To understand why, some historical context might be useful. After President Harry Truman ordered the first atomic bombs dropped on Japan on August 6 and 9, 1945, the destruction was so total and indiscriminate that he vowed to treat the bomb “differently.”
“You have got to understand that this isn’t a military weapon,” Truman told his advisors in 1948. “It is used to wipe out women and children and unarmed people, and not for military uses. So, we have got to treat it differently from rifles and cannons and ordinary things like that.” [Italics mine]
To ensure that his successors would follow this wise counsel, Truman took the bomb out of the hands of the military. Unlike rifles and cannons “and ordinary things like that,” Truman placed the bomb firmly under presidential control. These were now the “president’s weapons” and would be used only when the president said so.
It worked.
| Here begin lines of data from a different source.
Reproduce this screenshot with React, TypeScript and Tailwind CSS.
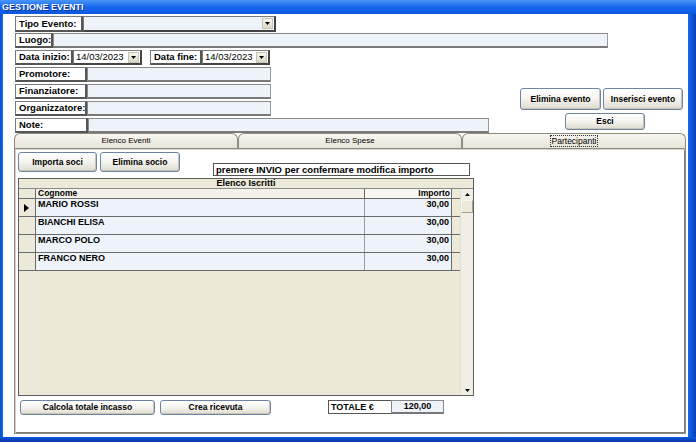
import React from "react";

const FONT = "font-['Liberation_Sans',Arial,sans-serif]";

function Label({ w, text }: { w: number; text: string }) {
  return (
    <div
      className="h-full flex items-center bg-white border border-[#7a7a7a] border-r-2 border-b-2 border-r-[#555] border-b-[#555] pl-[3px] text-[9.5px] font-bold text-black shrink-0 leading-none"
      style={{ width: w }}
    >
      {text}
    </div>
  );
}

function Field({ w, white }: { w: number; white?: boolean }) {
  return (
    <div
      className={
        "h-full border border-[#8a8a8a] border-b-2 border-r-[#9a9a9a] border-b-[#7a7a7a] shrink-0 " +
        (white ? "bg-white" : "bg-[#eef2f9]")
      }
      style={{ width: w }}
    />
  );
}

function DropArrow() {
  return (
    <div className="w-[11px] h-[11px] my-auto mr-[1px] bg-linear-to-b from-[#f6f5ef] to-[#dcd8c8] border border-[#c8c4b0] flex items-center justify-center shrink-0">
      <svg width="5" height="3" viewBox="0 0 5 3">
        <path d="M0 0h5L2.5 3z" fill="#000" />
      </svg>
    </div>
  );
}

function Combo({ w, value, white }: { w: number; value?: string; white?: boolean }) {
  return (
    <div
      className={
        "h-full flex items-center border border-[#7a7a7a] border-b-2 border-r-2 border-r-[#444] border-b-[#444] shrink-0 " +
        (white ? "bg-white" : "bg-[#eef2f9]")
      }
      style={{ width: w }}
    >
      <span className="flex-1 pl-[2px] text-[9.5px] leading-none text-black">{value}</span>
      <DropArrow />
    </div>
  );
}

function XpButton({ w, h, text, className = "" }: { w: number; h: number; text: string; className?: string }) {
  return (
    <div
      className={
        "flex items-center justify-center rounded-[3px] border border-[#6f84a3] bg-linear-to-b from-white via-[#f4f3ee] to-[#dedbcf] text-[8.5px] font-bold text-black shrink-0 leading-none shadow-[inset_-1px_-1px_0_#c9c5b4] " +
        className
      }
      style={{ width: w, height: h }}
    >
      {text}
    </div>
  );
}

const rows = [
  { name: "MARIO ROSSI", imp: "30,00" },
  { name: "BIANCHI ELISA", imp: "30,00" },
  { name: "MARCO POLO", imp: "30,00" },
  { name: "FRANCO NERO", imp: "30,00" },
];

function Grid() {
  return (
    <div className="ml-[1px] mt-[2px] w-[456px] h-[218px] border border-[#5e5e5e] bg-[#ece9d8] flex flex-col">
      <div className="h-[10px] border-b border-[#8a8a8a] flex items-center justify-center text-[9px] font-bold leading-none text-black">
        Elenco Iscritti
      </div>
      <div className="flex flex-1">
        <div className="w-[441px] flex flex-col">
          {/* intestazione */}
          <div className="flex h-[10px] border-b border-[#6b6b6b]">
            <div className="w-[17px] border-r border-[#6b6b6b]" />
            <div className="w-[329px] border-r border-[#6b6b6b] bg-[#f3f1e8] pl-[2px] text-[8.5px] font-bold leading-[9px] text-black">
              Cognome
            </div>
            <div className="w-[87px] border-r border-[#6b6b6b] bg-[#f7f6f1] pr-[1px] text-right text-[8.5px] font-bold leading-[9px] text-black">
              Importo
            </div>
          </div>
          {rows.map((r, i) => (
            <div key={r.name} className="flex h-[18px] border-b border-[#6b6b6b]">
              <div className="w-[17px] border-r border-[#6b6b6b] bg-[#ece9d8] flex items-center pl-[5px]">
                {i === 0 && (
                  <svg width="5" height="8" viewBox="0 0 5 8">
                    <path d="M0 0l5 4-5 4z" fill="#000" />
                  </svg>
                )}
              </div>
              <div className="w-[329px] border-r border-[#9a9a9a] bg-[#eef2f9] pl-[2px] text-[9px] font-bold leading-[10px] text-black">
                {r.name}
              </div>
              <div className="w-[87px] border-r border-[#6b6b6b] bg-[#eef2f9] pr-[2px] text-right text-[9px] font-bold leading-[10px] text-black">
                {r.imp}
              </div>
            </div>
          ))}
        </div>
        <div className="w-[13px] ml-auto flex flex-col bg-[#f1efe5] border-l border-[#e4e1d3]">
          <div className="h-[10px] flex items-center justify-center">
            <svg width="5" height="3" viewBox="0 0 5 3">
              <path d="M0 3h5L2.5 0z" fill="#000" />
            </svg>
          </div>
          <div className="h-[13px] mt-[1px] border border-[#f8f7f2] border-r-[#a8a594] border-b-[#a8a594] bg-[#ece9d8]" />
          <div className="flex-1" />
          <div className="h-[10px] flex items-center justify-center">
            <svg width="5" height="3" viewBox="0 0 5 3">
              <path d="M0 0h5L2.5 3z" fill="#000" />
            </svg>
          </div>
        </div>
      </div>
    </div>
  );
}

function Tab({ text, selected }: { text: string; selected?: boolean }) {
  return (
    <div className="flex-1 h-full rounded-t-[6px] border border-b-0 border-[#8c8a80] bg-linear-to-b from-[#f7f6f0] to-[#e7e4d6] flex items-center justify-center text-[8px] leading-none text-black">
      {selected ? (
        <span className="border border-dotted border-[#333] px-[1px] py-[1px] text-[8.5px]">{text}</span>
      ) : (
        text
      )}
    </div>
  );
}

export default function App() {
  return (
    <div className={"w-[696px] h-[442px] flex flex-col bg-[#0a52d8] overflow-hidden " + FONT}>
      {/* barra del titolo */}
      <div className="h-[14px] shrink-0 bg-linear-to-b from-[#4a95f8] via-[#1667ee] to-[#0a57e0] flex items-center pl-[2px]">
        <span className="text-[9px] font-bold leading-none text-white [text-shadow:1px_1px_0_#0a2f8a]">GESTIONE EVENTI</span>
      </div>

      <div className="flex-1 flex">
        <div className="w-[3px] bg-linear-to-r from-[#0a4fd0] to-[#166af0]" />
        <div className="w-[685px] h-[423px] bg-white flex flex-col">
          <div className="pl-[12px] pt-[2px] flex flex-col">
            <div className="flex h-[16px]">
              <Label w={68} text="Tipo Evento:" />
              <Combo w={193} />
            </div>
            <div className="flex h-[15px] mt-[1px]">
              <Label w={38} text="Luogo:" />
              <Field w={555} />
            </div>
            <div className="flex h-[15px] mt-[2px]">
              <Label w={58} text="Data inizio:" />
              <Combo w={69} value="14/03/2023" white />
              <div className="w-[8px]" />
              <Label w={52} text="Data fine:" />
              <Combo w={68} value="14/03/2023" white />
            </div>
            <div className="flex">
              <div className="w-[474px] flex flex-col">
                <div className="flex h-[15px] mt-[2px]">
                  <Label w={72} text="Promotore:" />
                  <Field w={184} />
                </div>
                <div className="flex h-[15px] mt-[2px]">
                  <Label w={72} text="Finanziatore:" />
                  <Field w={184} />
                </div>
                <div className="flex h-[15px] mt-[2px]">
                  <Label w={72} text="Organizzatore:" />
                  <Field w={184} />
                </div>
                <div className="flex h-[15px] mt-[2px]">
                  <Label w={73} text="Note:" />
                  <Field w={401} />
                </div>
              </div>
              <div className="ml-[31px] mt-[23px] flex flex-col">
                <div className="flex gap-[2px]">
                  <XpButton w={81} h={22} text="Elimina evento" />
                  <XpButton w={80} h={22} text="Inserisci evento" />
                </div>
                <XpButton w={80} h={17} text="Esci" className="ml-[45px] mt-[3px]" />
              </div>
            </div>
          </div>

          {/* schede */}
          <div className="ml-[11px] w-[672px] flex flex-col">
            <div className="h-[15px] flex">
              <Tab text="Elenco Eventi" />
              <Tab text="Elenco Spese" />
              <Tab text="Partecipanti" selected />
            </div>
            <div className="h-[286px] border border-[#8a8a8a] shadow-[inset_1px_1px_0_#d6d3c4,inset_-1px_-1px_0_#7c7c7c] bg-white pl-[2px] pt-[3px] flex flex-col">
              <div className="flex">
                <XpButton w={79} h={20} text="Importa soci" className="ml-[1px]" />
                <XpButton w={80} h={20} text="Elimina socio" className="ml-[3px]" />
                <div className="ml-[33px] mt-[11px] w-[257px] h-[13px] border border-[#555] bg-white flex items-center pl-[2px] text-[9.5px] font-bold leading-none text-black">
                  premere INVIO per confermare modifica importo
                </div>
              </div>
              <Grid />
              <div className="flex mt-[4px] items-start">
                <XpButton w={135} h={15} text="Calcola totale incasso" className="ml-[3px]" />
                <XpButton w={111} h={15} text="Crea ricevuta" className="ml-[5px]" />
                <div className="ml-[57px] w-[63px] h-[14px] border border-[#555] border-r-0 bg-white flex items-center pl-[2px] text-[9px] font-bold leading-none text-black">
                  TOTALE €
                </div>
                <div className="w-[53px] h-[14px] border border-[#888] border-b-2 border-b-[#777] bg-[#eef2f9] flex items-center justify-center text-[9px] font-bold leading-none text-black">
                  120,00
                </div>
              </div>
            </div>
          </div>
        </div>
        <div className="flex-1 bg-linear-to-r from-[#166af0] to-[#0a3fb8]" />
      </div>
      <div className="h-[5px] shrink-0 bg-linear-to-b from-[#0a5ae6] to-[#0835a0]" />
    </div>
  );
}
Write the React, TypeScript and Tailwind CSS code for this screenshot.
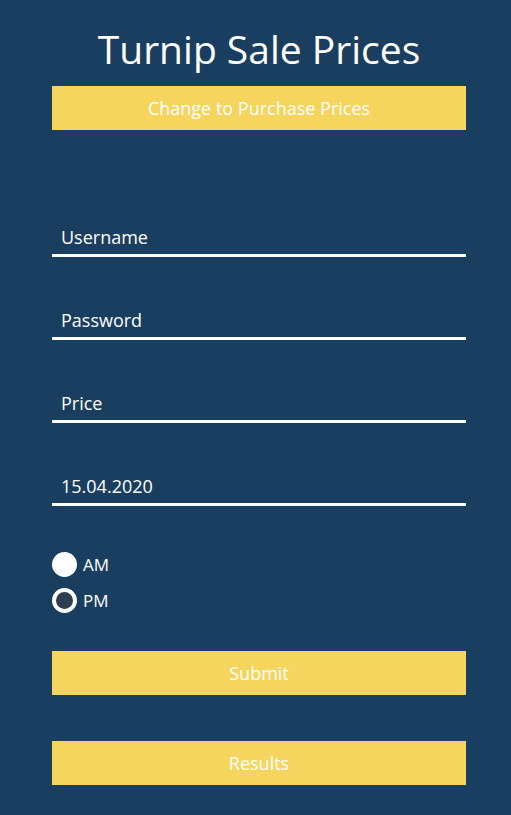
import { useState } from "react";

const fieldClass =
    "w-full h-[38px] bg-transparent border-0 border-b-[3px] border-white pl-[9px] text-[18px] text-white placeholder:text-white outline-none";

const App = () => {
    const [time, setTime] = useState<"AM" | "PM">("PM");

    return (
        <div className="h-screen w-full overflow-hidden bg-[#1a3e60] font-['Open_Sans',sans-serif]">
            <div className="ml-[52px] w-[414px]">
                <h1 className="pt-[25px] text-center text-[39px] leading-[48px] text-white">
                    Turnip Sale Prices
                </h1>
                <button className="mt-[13px] block h-11 w-full bg-[#f5d55d] text-[18px] text-white">
                    Change to Purchase Prices
                </button>

                <div className="mt-[89px] flex flex-col gap-[45px]">
                    <input className={fieldClass} placeholder="Username" />
                    <input className={fieldClass} placeholder="Password" type="password" />
                    <input className={fieldClass} placeholder="Price" />
                    <input className={fieldClass} defaultValue="15.04.2020" />
                </div>

                <div className="mt-[46px] flex flex-col gap-[11px]">
                    {(["AM", "PM"] as const).map((t) => (
                        <label key={t} className="flex h-[25px] cursor-pointer items-center gap-[6px]">
                            <span
                                className={
                                    time === t
                                        ? "box-border h-[25px] w-[25px] rounded-full border-[4px] border-solid border-white bg-[#2f3d50]"
                                        : "h-[25px] w-[25px] rounded-full bg-white"
                                }
                                onClick={() => setTime(t)}
                            />
                            <span className="text-[17px] text-white">{t}</span>
                        </label>
                    ))}
                </div>

                <button className="mt-[38px] block h-11 w-full bg-[#f5d55d] text-[18px] text-white">
                    Submit
                </button>
                <button className="mt-[46px] block h-11 w-full bg-[#f5d55d] text-[18px] text-white">
                    Results
                </button>
            </div>
        </div>
    );
};

export default App;
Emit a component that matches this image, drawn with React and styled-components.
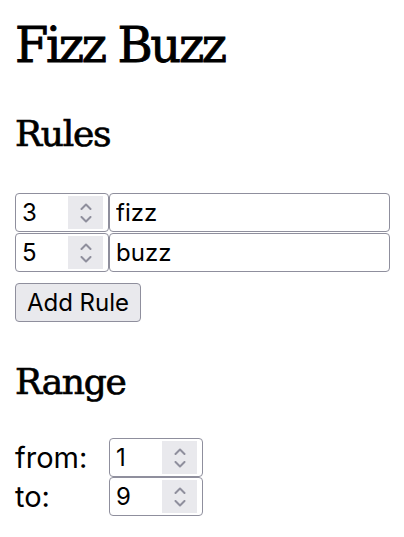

Seventy-four years after Hiroshima and Nagasaki, no president has found a use for nuclear weapons (other than hinting they might use them) and the bomb has never been detonated in anger again. Not in a military stalemate like the Korean War, a superpower standoff like the Cuban Missile Crisis, a major defeat like the Vietnam War, nor (short-term) victories like the Iraq Wars. The longer the world goes without using the bomb the more unthinkable it becomes. The bomb has become the weapon of last resort, usable only to prevent its use by others.
As President Dwight Eisenhower said in 1957, “You just can’t have this kind of war. There aren’t enough bulldozers to scrape the bodies off the streets.”
Fast forward to January 2017. Just before Donald Trump assumed office, then-Vice President Joe Biden spoke for himself and President Barack Obama: “Given our non-nuclear capabilities and the nature of today’s threats—it’s hard to envision a plausible scenario in which the first use of nuclear weapons by the United States would be necessary. Or make sense.”
Today, the United States has a de facto no first use policy. As House Armed Services Chairman Rep. Adam Smith, D-Washington, told me recently, “I don’t think there is any rational reason why we would use nuclear weapons first.” That is why Rep. Smith and Sen. Elizabeth Warren, D-Massachusetts, have sponsored legislation to prohibit the first use of nuclear weapons.
It is one of the great paradoxes of U.S. nuclear history that no sane president will use the bomb but none have yet chosen to formalize no first use as official policy.
President Obama tried. In the last year of his administration, he pulled together an interagency team to consider the issue. But Obama’s personal support was overwhelmed by caution from his own cabinet members (Defense, State and Energy) and from allies, particularly Japan. Japanese Prime Minister Abe reportedly communicated his opposition personally to Obama because he feared no first use could increase the chances of conventional conflict with China or North Korea. (Jon Wolfsthal, who was part of Obama’s internal deliberations, told me that the administration did not reject no first use but, rather, ran out of time to make an informed decision.)
Now we have a president who arguably is irrational enough to use nuclear weapons and the United States has no policy to prevent it. President Donald Trump has the absolute authority to order the launch of U.S. nuclear weapons unilaterally, without the approval of his advisors or Congress. And as the pressure of impeachment mounts, we can only hope that Trump does not seek to distract attention with the bomb, as President Richard Nixon did under similar circumstances. Sen. Alan Cranston and others worried back then about “the need for keeping a berserk president from plunging us into a holocaust.”
So, Pope Francis, when you are in Japan rightly calling for the elimination of nuclear weapons, please also ask for Japan to support no first use. It is long past time for Tokyo to support this policy which will make nuclear war less likely and thus help prevent a repeat of Hiroshima and Nagasaki. No one needs to tell Japan how important that goal is.